§ **WHAT IS REQUIRED**
Gather every line of the entries that includes the word "this".

§ **RECORDS TO PROCESS**
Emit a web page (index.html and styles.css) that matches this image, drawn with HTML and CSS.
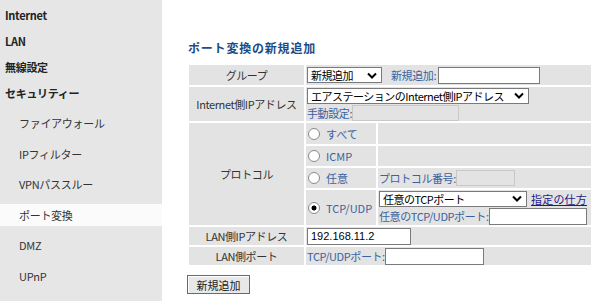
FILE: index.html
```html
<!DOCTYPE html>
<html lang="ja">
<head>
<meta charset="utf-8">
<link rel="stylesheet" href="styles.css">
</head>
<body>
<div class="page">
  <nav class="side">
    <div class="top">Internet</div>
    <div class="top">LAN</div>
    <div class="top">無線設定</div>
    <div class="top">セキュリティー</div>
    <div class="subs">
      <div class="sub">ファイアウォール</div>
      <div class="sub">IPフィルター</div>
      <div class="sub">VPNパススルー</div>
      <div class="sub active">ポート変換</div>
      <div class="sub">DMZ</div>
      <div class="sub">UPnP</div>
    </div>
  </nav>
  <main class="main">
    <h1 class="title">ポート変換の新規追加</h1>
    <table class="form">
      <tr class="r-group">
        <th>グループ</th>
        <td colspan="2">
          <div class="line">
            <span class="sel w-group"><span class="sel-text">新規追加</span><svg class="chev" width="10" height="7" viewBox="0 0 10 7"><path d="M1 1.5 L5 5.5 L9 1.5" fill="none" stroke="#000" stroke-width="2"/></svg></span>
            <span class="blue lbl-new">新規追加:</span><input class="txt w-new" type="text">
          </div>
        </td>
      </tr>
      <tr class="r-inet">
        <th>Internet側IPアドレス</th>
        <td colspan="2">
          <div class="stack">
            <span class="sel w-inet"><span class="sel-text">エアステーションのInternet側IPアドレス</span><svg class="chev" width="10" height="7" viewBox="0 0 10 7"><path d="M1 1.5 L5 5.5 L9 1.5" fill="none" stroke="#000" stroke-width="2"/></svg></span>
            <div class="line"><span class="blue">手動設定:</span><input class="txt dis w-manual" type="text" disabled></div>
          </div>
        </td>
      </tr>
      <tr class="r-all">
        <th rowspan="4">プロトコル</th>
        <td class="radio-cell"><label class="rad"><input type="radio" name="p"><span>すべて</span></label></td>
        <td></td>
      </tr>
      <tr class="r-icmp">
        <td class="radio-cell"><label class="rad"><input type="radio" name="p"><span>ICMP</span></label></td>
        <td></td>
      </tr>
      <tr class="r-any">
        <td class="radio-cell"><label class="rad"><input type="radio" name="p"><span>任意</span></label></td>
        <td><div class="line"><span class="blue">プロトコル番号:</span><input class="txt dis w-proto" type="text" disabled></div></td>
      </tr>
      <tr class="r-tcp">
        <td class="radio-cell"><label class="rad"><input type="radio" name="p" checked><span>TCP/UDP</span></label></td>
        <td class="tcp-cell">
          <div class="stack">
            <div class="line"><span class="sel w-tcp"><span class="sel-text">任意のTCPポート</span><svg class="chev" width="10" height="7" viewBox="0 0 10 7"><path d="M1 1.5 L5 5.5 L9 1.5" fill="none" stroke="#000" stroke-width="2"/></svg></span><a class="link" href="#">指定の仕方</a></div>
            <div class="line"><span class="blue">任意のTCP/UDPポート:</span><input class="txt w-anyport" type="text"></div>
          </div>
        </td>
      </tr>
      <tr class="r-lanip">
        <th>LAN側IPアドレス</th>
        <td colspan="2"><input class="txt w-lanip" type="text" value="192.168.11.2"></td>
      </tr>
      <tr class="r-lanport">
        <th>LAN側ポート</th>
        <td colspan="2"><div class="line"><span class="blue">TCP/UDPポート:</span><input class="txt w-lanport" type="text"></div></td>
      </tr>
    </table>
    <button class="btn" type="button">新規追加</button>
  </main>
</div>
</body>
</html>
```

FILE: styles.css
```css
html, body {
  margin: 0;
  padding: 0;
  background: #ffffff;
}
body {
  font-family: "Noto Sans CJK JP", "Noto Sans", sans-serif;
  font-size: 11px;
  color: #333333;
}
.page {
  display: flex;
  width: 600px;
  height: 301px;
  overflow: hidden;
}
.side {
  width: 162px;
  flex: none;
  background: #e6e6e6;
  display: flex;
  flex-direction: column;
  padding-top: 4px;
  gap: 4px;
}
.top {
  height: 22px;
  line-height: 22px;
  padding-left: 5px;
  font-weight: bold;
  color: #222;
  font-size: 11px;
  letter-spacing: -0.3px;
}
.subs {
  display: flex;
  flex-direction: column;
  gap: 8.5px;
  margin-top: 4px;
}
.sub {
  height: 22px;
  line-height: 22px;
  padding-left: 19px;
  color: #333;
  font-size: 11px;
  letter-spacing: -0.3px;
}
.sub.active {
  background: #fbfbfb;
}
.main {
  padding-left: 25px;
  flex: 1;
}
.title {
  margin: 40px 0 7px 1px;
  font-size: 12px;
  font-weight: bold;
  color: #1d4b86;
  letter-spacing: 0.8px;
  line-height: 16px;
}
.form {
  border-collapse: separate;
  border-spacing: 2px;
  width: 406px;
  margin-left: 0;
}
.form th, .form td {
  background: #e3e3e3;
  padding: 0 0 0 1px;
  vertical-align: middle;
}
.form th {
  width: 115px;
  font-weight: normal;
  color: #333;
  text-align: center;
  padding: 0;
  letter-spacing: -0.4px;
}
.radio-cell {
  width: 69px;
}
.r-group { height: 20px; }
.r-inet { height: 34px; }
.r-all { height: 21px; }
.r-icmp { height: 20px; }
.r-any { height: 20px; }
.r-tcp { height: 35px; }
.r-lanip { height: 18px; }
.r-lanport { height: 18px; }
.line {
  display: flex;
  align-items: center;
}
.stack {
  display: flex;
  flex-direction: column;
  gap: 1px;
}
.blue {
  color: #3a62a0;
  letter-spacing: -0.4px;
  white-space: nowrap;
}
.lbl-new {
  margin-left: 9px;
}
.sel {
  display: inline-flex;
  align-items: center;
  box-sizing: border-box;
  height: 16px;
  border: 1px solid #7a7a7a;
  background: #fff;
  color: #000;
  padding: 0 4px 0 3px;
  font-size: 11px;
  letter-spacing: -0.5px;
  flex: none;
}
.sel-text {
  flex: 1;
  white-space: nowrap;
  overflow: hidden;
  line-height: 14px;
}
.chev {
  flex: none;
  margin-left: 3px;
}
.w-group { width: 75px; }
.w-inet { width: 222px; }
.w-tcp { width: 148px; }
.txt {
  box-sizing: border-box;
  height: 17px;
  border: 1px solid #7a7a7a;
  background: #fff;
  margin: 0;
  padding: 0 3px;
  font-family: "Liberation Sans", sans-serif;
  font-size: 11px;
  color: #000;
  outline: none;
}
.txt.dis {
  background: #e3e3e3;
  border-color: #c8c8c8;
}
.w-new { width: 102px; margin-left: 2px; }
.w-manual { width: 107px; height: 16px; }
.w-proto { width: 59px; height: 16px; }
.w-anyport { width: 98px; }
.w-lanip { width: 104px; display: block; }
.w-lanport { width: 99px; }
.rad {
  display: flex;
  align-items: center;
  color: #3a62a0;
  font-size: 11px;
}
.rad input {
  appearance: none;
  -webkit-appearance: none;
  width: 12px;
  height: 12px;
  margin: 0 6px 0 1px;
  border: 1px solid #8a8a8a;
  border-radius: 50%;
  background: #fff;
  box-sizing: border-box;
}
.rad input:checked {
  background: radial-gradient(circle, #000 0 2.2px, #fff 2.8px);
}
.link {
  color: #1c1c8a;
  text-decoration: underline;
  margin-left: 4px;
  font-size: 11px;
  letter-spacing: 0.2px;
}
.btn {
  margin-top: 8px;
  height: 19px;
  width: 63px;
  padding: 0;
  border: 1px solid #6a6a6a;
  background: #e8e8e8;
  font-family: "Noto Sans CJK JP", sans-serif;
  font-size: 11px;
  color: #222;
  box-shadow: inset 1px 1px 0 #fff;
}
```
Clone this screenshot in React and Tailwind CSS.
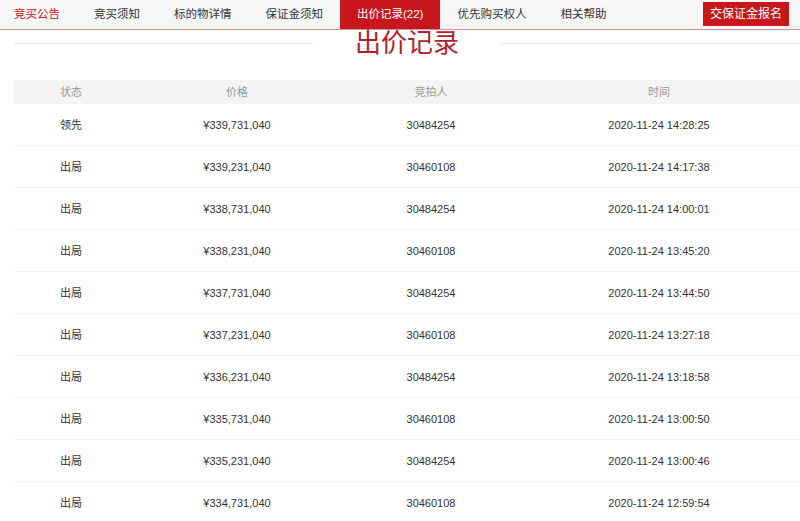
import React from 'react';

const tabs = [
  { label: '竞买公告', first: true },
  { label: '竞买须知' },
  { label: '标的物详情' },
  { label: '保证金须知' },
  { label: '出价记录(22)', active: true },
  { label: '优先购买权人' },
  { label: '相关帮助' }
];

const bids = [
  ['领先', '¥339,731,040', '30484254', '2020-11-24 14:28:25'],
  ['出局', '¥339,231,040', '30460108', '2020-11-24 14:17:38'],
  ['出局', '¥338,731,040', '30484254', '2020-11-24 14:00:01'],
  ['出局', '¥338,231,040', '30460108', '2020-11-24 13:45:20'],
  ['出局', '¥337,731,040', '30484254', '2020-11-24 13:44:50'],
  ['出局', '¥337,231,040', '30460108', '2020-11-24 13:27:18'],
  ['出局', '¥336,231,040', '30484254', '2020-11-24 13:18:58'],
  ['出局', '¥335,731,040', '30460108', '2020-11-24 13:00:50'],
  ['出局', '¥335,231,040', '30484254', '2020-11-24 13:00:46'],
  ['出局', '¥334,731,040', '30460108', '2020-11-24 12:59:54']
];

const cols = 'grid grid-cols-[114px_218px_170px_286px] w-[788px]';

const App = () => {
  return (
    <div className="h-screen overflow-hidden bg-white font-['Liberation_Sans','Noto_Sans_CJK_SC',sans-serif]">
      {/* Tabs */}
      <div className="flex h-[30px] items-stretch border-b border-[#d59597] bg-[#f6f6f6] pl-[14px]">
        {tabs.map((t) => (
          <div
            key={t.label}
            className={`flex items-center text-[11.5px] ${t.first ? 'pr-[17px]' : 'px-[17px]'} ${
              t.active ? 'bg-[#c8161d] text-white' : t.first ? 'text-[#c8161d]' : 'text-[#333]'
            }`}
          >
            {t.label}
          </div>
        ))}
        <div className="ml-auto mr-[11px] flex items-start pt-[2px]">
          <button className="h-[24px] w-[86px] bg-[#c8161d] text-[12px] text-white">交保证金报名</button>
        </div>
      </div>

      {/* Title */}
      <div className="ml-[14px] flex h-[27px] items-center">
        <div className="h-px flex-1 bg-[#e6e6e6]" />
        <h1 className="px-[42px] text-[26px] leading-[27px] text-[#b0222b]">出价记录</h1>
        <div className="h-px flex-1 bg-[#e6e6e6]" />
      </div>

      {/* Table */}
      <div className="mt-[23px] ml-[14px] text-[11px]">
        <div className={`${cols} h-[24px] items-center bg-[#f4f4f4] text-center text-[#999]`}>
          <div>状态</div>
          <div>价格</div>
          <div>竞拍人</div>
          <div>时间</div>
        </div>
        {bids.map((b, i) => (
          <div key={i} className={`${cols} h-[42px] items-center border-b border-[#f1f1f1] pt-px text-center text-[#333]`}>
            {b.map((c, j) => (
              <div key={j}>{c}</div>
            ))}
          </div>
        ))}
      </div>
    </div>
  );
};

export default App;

§ **WRITTEN ANSWER**
Emit a web page (index.html and styles.css) that matches this image, drawn with HTML and CSS.
Clone this screenshot in React and Tailwind CSS.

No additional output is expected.